| TASK STATEMENT |
Copy the data below exactly, omitting any picture it contains.

| COLLECTED DATA |
+++

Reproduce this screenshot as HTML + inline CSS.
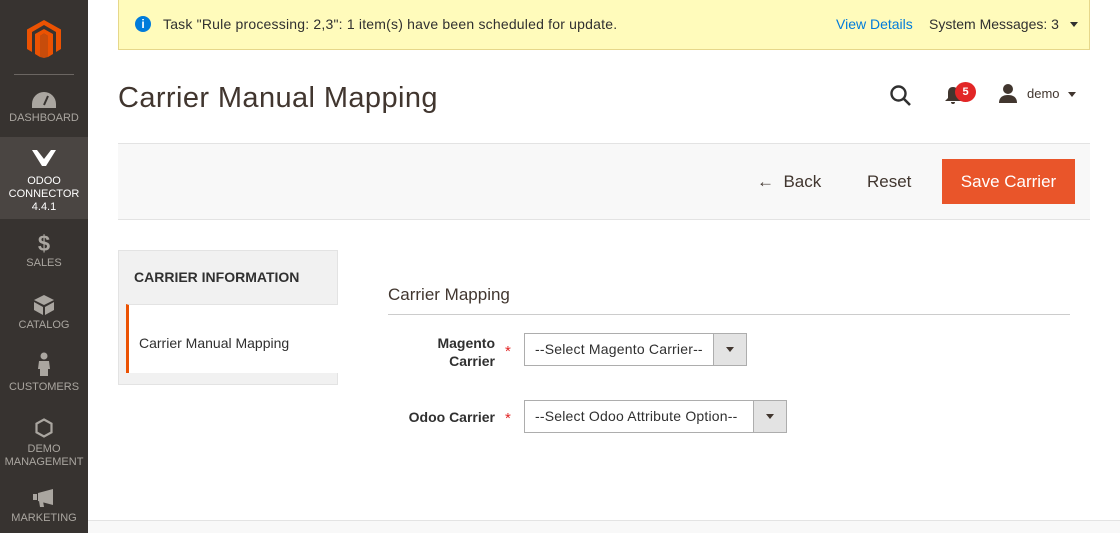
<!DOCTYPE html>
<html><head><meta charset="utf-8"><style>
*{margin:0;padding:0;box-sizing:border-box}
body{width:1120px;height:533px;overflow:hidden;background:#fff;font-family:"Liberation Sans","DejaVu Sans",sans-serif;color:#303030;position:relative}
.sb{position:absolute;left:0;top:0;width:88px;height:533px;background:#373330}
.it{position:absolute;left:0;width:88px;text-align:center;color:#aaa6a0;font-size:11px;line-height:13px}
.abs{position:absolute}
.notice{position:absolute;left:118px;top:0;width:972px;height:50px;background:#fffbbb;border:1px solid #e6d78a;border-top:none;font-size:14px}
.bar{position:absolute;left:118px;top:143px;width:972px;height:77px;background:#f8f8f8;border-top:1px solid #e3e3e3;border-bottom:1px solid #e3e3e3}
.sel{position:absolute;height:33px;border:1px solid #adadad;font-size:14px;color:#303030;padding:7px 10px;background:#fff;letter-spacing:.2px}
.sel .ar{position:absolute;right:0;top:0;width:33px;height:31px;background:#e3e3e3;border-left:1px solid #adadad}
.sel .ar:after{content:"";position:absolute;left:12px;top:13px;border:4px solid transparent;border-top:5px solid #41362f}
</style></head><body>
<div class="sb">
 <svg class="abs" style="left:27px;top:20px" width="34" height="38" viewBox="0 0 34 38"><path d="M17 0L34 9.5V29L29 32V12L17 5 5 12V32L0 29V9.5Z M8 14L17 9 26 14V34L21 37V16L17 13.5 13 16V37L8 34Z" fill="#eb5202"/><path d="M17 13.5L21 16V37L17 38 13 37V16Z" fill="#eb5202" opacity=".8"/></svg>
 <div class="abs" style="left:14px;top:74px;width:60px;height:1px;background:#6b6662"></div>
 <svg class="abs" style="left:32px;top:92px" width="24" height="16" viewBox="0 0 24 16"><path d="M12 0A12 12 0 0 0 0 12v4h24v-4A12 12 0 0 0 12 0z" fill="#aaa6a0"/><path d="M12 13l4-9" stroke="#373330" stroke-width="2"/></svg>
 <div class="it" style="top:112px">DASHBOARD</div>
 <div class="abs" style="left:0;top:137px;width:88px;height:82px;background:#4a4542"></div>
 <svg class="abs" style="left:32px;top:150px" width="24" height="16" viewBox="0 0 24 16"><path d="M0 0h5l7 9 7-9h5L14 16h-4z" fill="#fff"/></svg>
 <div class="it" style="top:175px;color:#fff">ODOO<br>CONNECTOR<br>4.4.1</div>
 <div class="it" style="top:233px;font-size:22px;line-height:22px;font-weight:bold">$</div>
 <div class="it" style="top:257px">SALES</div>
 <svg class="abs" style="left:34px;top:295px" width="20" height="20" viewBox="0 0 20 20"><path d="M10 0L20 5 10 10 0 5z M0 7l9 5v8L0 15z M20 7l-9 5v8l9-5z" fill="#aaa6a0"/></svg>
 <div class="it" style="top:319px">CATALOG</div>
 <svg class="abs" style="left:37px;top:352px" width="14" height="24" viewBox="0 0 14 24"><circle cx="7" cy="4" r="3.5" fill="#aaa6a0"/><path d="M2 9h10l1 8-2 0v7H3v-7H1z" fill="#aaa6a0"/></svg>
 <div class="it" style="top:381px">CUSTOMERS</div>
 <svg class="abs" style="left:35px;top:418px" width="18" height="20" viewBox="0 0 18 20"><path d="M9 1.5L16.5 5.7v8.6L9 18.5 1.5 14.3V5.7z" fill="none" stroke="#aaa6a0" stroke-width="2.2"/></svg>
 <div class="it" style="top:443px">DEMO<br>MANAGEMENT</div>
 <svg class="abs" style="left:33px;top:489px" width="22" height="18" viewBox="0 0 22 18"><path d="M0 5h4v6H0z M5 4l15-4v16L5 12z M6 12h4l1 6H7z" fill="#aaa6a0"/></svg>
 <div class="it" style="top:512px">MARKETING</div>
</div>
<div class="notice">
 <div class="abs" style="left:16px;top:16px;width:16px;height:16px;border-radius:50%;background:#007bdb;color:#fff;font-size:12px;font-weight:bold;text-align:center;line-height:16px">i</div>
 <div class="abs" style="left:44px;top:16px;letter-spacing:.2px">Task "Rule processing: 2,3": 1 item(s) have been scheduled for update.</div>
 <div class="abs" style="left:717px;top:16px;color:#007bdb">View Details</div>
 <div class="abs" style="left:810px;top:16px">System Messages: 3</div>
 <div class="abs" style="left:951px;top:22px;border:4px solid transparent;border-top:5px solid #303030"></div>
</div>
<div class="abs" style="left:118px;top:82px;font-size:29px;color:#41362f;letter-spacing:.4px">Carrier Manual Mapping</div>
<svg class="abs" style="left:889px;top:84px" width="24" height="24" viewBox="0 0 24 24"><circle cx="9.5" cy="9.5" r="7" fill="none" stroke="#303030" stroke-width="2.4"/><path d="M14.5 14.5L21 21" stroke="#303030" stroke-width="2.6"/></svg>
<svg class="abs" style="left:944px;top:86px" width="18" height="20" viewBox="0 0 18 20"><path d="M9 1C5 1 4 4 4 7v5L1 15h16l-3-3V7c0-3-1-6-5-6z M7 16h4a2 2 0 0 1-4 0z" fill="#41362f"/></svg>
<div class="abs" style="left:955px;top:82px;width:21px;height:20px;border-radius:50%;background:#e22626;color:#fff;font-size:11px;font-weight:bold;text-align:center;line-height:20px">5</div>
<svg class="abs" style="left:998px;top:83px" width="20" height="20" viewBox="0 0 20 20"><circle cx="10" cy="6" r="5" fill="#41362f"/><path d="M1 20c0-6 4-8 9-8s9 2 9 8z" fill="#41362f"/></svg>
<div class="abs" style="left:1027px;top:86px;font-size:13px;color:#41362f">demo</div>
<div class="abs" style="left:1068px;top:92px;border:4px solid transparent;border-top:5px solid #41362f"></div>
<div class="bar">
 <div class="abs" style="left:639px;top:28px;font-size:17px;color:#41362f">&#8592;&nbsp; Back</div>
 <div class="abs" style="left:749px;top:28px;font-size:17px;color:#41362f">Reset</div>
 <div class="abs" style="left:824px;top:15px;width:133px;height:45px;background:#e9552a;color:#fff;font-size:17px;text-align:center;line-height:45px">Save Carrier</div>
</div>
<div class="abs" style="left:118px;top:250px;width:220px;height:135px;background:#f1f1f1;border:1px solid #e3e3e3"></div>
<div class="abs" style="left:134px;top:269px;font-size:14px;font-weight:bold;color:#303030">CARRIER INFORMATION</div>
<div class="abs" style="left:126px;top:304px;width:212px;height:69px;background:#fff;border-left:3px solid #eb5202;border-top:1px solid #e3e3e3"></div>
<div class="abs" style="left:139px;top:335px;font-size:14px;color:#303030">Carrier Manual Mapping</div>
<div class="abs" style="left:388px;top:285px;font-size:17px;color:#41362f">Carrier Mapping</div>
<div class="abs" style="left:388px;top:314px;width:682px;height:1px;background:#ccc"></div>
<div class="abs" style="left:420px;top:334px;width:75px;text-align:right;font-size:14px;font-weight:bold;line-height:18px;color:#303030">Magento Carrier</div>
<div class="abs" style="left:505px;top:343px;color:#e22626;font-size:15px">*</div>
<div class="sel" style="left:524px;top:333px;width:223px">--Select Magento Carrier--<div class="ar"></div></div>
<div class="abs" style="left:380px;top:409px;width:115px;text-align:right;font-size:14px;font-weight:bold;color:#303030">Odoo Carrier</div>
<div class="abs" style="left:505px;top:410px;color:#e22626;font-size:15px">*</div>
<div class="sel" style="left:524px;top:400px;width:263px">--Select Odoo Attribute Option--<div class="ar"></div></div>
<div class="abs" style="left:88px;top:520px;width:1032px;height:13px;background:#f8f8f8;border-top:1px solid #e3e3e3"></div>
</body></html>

+++

| ANSWER TO THE TASK |
Reproduce this screenshot as HTML + inline CSS.
<!DOCTYPE html>
<html><head><meta charset="utf-8"><style>
*{margin:0;padding:0;box-sizing:border-box}
body{width:1120px;height:533px;overflow:hidden;background:#fff;font-family:"Liberation Sans","DejaVu Sans",sans-serif;color:#303030;position:relative}
.sb{position:absolute;left:0;top:0;width:88px;height:533px;background:#373330}
.it{position:absolute;left:0;width:88px;text-align:center;color:#aaa6a0;font-size:11px;line-height:13px}
.abs{position:absolute}
.notice{position:absolute;left:118px;top:0;width:972px;height:50px;background:#fffbbb;border:1px solid #e6d78a;border-top:none;font-size:14px}
.bar{position:absolute;left:118px;top:143px;width:972px;height:77px;background:#f8f8f8;border-top:1px solid #e3e3e3;border-bottom:1px solid #e3e3e3}
.sel{position:absolute;height:33px;border:1px solid #adadad;font-size:14px;color:#303030;padding:7px 10px;background:#fff;letter-spacing:.2px}
.sel .ar{position:absolute;right:0;top:0;width:33px;height:31px;background:#e3e3e3;border-left:1px solid #adadad}
.sel .ar:after{content:"";position:absolute;left:12px;top:13px;border:4px solid transparent;border-top:5px solid #41362f}
</style></head><body>
<div class="sb">
 <svg class="abs" style="left:27px;top:20px" width="34" height="38" viewBox="0 0 34 38"><path d="M17 0L34 9.5V29L29 32V12L17 5 5 12V32L0 29V9.5Z M8 14L17 9 26 14V34L21 37V16L17 13.5 13 16V37L8 34Z" fill="#eb5202"/><path d="M17 13.5L21 16V37L17 38 13 37V16Z" fill="#eb5202" opacity=".8"/></svg>
 <div class="abs" style="left:14px;top:74px;width:60px;height:1px;background:#6b6662"></div>
 <svg class="abs" style="left:32px;top:92px" width="24" height="16" viewBox="0 0 24 16"><path d="M12 0A12 12 0 0 0 0 12v4h24v-4A12 12 0 0 0 12 0z" fill="#aaa6a0"/><path d="M12 13l4-9" stroke="#373330" stroke-width="2"/></svg>
 <div class="it" style="top:112px">DASHBOARD</div>
 <div class="abs" style="left:0;top:137px;width:88px;height:82px;background:#4a4542"></div>
 <svg class="abs" style="left:32px;top:150px" width="24" height="16" viewBox="0 0 24 16"><path d="M0 0h5l7 9 7-9h5L14 16h-4z" fill="#fff"/></svg>
 <div class="it" style="top:175px;color:#fff">ODOO<br>CONNECTOR<br>4.4.1</div>
 <div class="it" style="top:233px;font-size:22px;line-height:22px;font-weight:bold">$</div>
 <div class="it" style="top:257px">SALES</div>
 <svg class="abs" style="left:34px;top:295px" width="20" height="20" viewBox="0 0 20 20"><path d="M10 0L20 5 10 10 0 5z M0 7l9 5v8L0 15z M20 7l-9 5v8l9-5z" fill="#aaa6a0"/></svg>
 <div class="it" style="top:319px">CATALOG</div>
 <svg class="abs" style="left:37px;top:352px" width="14" height="24" viewBox="0 0 14 24"><circle cx="7" cy="4" r="3.5" fill="#aaa6a0"/><path d="M2 9h10l1 8-2 0v7H3v-7H1z" fill="#aaa6a0"/></svg>
 <div class="it" style="top:381px">CUSTOMERS</div>
 <svg class="abs" style="left:35px;top:418px" width="18" height="20" viewBox="0 0 18 20"><path d="M9 1.5L16.5 5.7v8.6L9 18.5 1.5 14.3V5.7z" fill="none" stroke="#aaa6a0" stroke-width="2.2"/></svg>
 <div class="it" style="top:443px">DEMO<br>MANAGEMENT</div>
 <svg class="abs" style="left:33px;top:489px" width="22" height="18" viewBox="0 0 22 18"><path d="M0 5h4v6H0z M5 4l15-4v16L5 12z M6 12h4l1 6H7z" fill="#aaa6a0"/></svg>
 <div class="it" style="top:512px">MARKETING</div>
</div>
<div class="notice">
 <div class="abs" style="left:16px;top:16px;width:16px;height:16px;border-radius:50%;background:#007bdb;color:#fff;font-size:12px;font-weight:bold;text-align:center;line-height:16px">i</div>
 <div class="abs" style="left:44px;top:16px;letter-spacing:.2px">Task "Rule processing: 2,3": 1 item(s) have been scheduled for update.</div>
 <div class="abs" style="left:717px;top:16px;color:#007bdb">View Details</div>
 <div class="abs" style="left:810px;top:16px">System Messages: 3</div>
 <div class="abs" style="left:951px;top:22px;border:4px solid transparent;border-top:5px solid #303030"></div>
</div>
<div class="abs" style="left:118px;top:82px;font-size:29px;color:#41362f;letter-spacing:.4px">Carrier Manual Mapping</div>
<svg class="abs" style="left:889px;top:84px" width="24" height="24" viewBox="0 0 24 24"><circle cx="9.5" cy="9.5" r="7" fill="none" stroke="#303030" stroke-width="2.4"/><path d="M14.5 14.5L21 21" stroke="#303030" stroke-width="2.6"/></svg>
<svg class="abs" style="left:944px;top:86px" width="18" height="20" viewBox="0 0 18 20"><path d="M9 1C5 1 4 4 4 7v5L1 15h16l-3-3V7c0-3-1-6-5-6z M7 16h4a2 2 0 0 1-4 0z" fill="#41362f"/></svg>
<div class="abs" style="left:955px;top:82px;width:21px;height:20px;border-radius:50%;background:#e22626;color:#fff;font-size:11px;font-weight:bold;text-align:center;line-height:20px">5</div>
<svg class="abs" style="left:998px;top:83px" width="20" height="20" viewBox="0 0 20 20"><circle cx="10" cy="6" r="5" fill="#41362f"/><path d="M1 20c0-6 4-8 9-8s9 2 9 8z" fill="#41362f"/></svg>
<div class="abs" style="left:1027px;top:86px;font-size:13px;color:#41362f">demo</div>
<div class="abs" style="left:1068px;top:92px;border:4px solid transparent;border-top:5px solid #41362f"></div>
<div class="bar">
 <div class="abs" style="left:639px;top:28px;font-size:17px;color:#41362f">&#8592;&nbsp; Back</div>
 <div class="abs" style="left:749px;top:28px;font-size:17px;color:#41362f">Reset</div>
 <div class="abs" style="left:824px;top:15px;width:133px;height:45px;background:#e9552a;color:#fff;font-size:17px;text-align:center;line-height:45px">Save Carrier</div>
</div>
<div class="abs" style="left:118px;top:250px;width:220px;height:135px;background:#f1f1f1;border:1px solid #e3e3e3"></div>
<div class="abs" style="left:134px;top:269px;font-size:14px;font-weight:bold;color:#303030">CARRIER INFORMATION</div>
<div class="abs" style="left:126px;top:304px;width:212px;height:69px;background:#fff;border-left:3px solid #eb5202;border-top:1px solid #e3e3e3"></div>
<div class="abs" style="left:139px;top:335px;font-size:14px;color:#303030">Carrier Manual Mapping</div>
<div class="abs" style="left:388px;top:285px;font-size:17px;color:#41362f">Carrier Mapping</div>
<div class="abs" style="left:388px;top:314px;width:682px;height:1px;background:#ccc"></div>
<div class="abs" style="left:420px;top:334px;width:75px;text-align:right;font-size:14px;font-weight:bold;line-height:18px;color:#303030">Magento Carrier</div>
<div class="abs" style="left:505px;top:343px;color:#e22626;font-size:15px">*</div>
<div class="sel" style="left:524px;top:333px;width:223px">--Select Magento Carrier--<div class="ar"></div></div>
<div class="abs" style="left:380px;top:409px;width:115px;text-align:right;font-size:14px;font-weight:bold;color:#303030">Odoo Carrier</div>
<div class="abs" style="left:505px;top:410px;color:#e22626;font-size:15px">*</div>
<div class="sel" style="left:524px;top:400px;width:263px">--Select Odoo Attribute Option--<div class="ar"></div></div>
<div class="abs" style="left:88px;top:520px;width:1032px;height:13px;background:#f8f8f8;border-top:1px solid #e3e3e3"></div>
</body></html>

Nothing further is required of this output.